Financial Results

Old Mutual To Split Main Business Lines Into Standalone Units; Wealth Arm Logs Sharp Profit Rise

Tom Burroughes, Group Editor, London, 11 March 2016


The UK-headquartered wealth management group reported strong results for 2015, while its parent confirmed that it will split its main business lines into standalone units.

Old Mutual Wealth, part of UK-listed financial services group Old Mutual, today reported a 35 per cent year-on-year rise in adjusted pre-tax profit to £307 million ($438.3 million) in 2015. The parent group also confirmed it will split its four major business lines into separate, standalone entities, following media speculation a few days ago.

Net client cash flow surged 86 per cent in 2015, from 2014, to £6.9 billion, Old Mutual Wealth said. Gross sales rose 30 per cent to £20.8 billion; funds under management rose 27 per cent to £104.4 billion.

Following a strategic review of business, the group has decided that the “long-term interests” of shareholders and other stakeholders will be “best served” by separating the four businesses – Old Mutual Emerging Markets, Nedbank, Old Mutual Wealth and OM Asset Management (US).   

Nedbank and OM Asset Management (US) are already publicly traded and the managed separation may involve equity market activity for Old Mutual Wealth and Old Mutual Emerging Markets as well, Old Mutual said in its statement today.

“By putting client needs at the heart of our business strategy, Old Mutual Wealth has transformed from a standalone platform into an award-winning, next generation wealth management business. Beating the objectives we set three years ago, our company has delivered outstanding results for 2015 despite being faced with some of the most difficult global stock markets I have ever seen. By outperforming many of our peers in the industry in 2015, we have kept the promises we made in 2012 to create a new force in wealth management,” said Paul Feeney, Old Mutual Wealth's chief executive.

Shares in Old Mutual were down almost 3 per cent on the open around midday in London trade, at 179 pence per share.

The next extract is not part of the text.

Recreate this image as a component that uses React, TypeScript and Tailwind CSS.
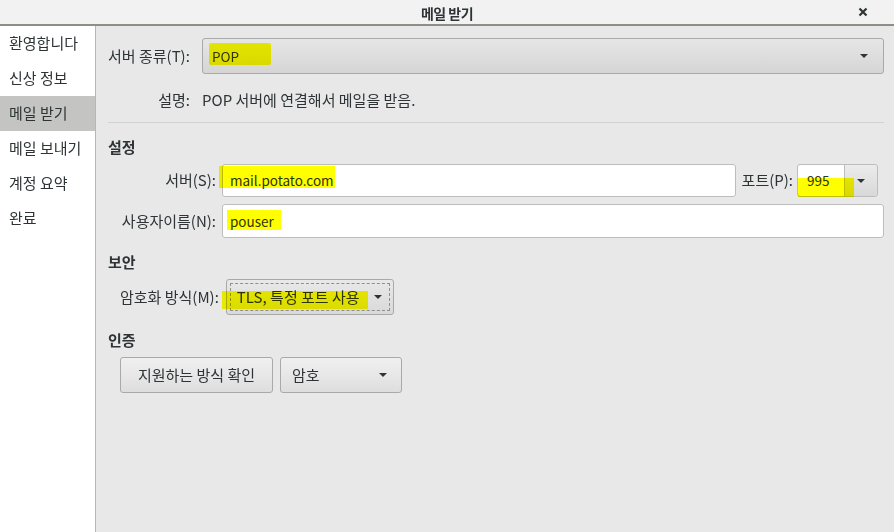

“While we are supportive of Old Mutual’s plans to strengthen its business, a low growth environment and global volatility remains a challenge. As a result, we are currently recommending Old Mutual as a ‘hold’, as the volatility of the South African Rand and financial pressures on consumers continue to be a significant headwind to the group’s performance,” Helal Miah, investment research analyst, said in a note today.

The Old Mutual Wealth brand has been pushed forward in recent years; the company has entered a four-year title sponsorship of the RFU Autumn Rugby International Series and become a principal partner of England rugby, taking in both the men’s and women’s senior teams.

The group’s investment division, formed last year, is made up of Old Mutual Global Investors and Quilter Cheviot. Last September, the company combined the multi-asset capabilities from Quilter Cheviot and Old Mutual Global Investors to form one dedicated unit focused on investment solutions for customers. The brand names and market facing activities of both businesses continue as normal, the statement said. The combined funds under management of Quilter Cheviot (£17.8 billion) and Old Mutual Global Investors (£24.7 billion) resulted in 41 per cent of Old Mutual Wealth’s total FuM being managed by the asset and investment management businesses.  

Old Mutual Wealth acquired Sesame Bankhall’s Financial Adviser School in January 2016. At least 75 student financial advisors are expected to be trained through the Financial Adviser School in the first year. More than 200 advisors from Sesame Bankhall Group were transitioned onto the restricted financial planning network within Intrinsic. Production volumes from the new advisors have been higher than expected, the firm said.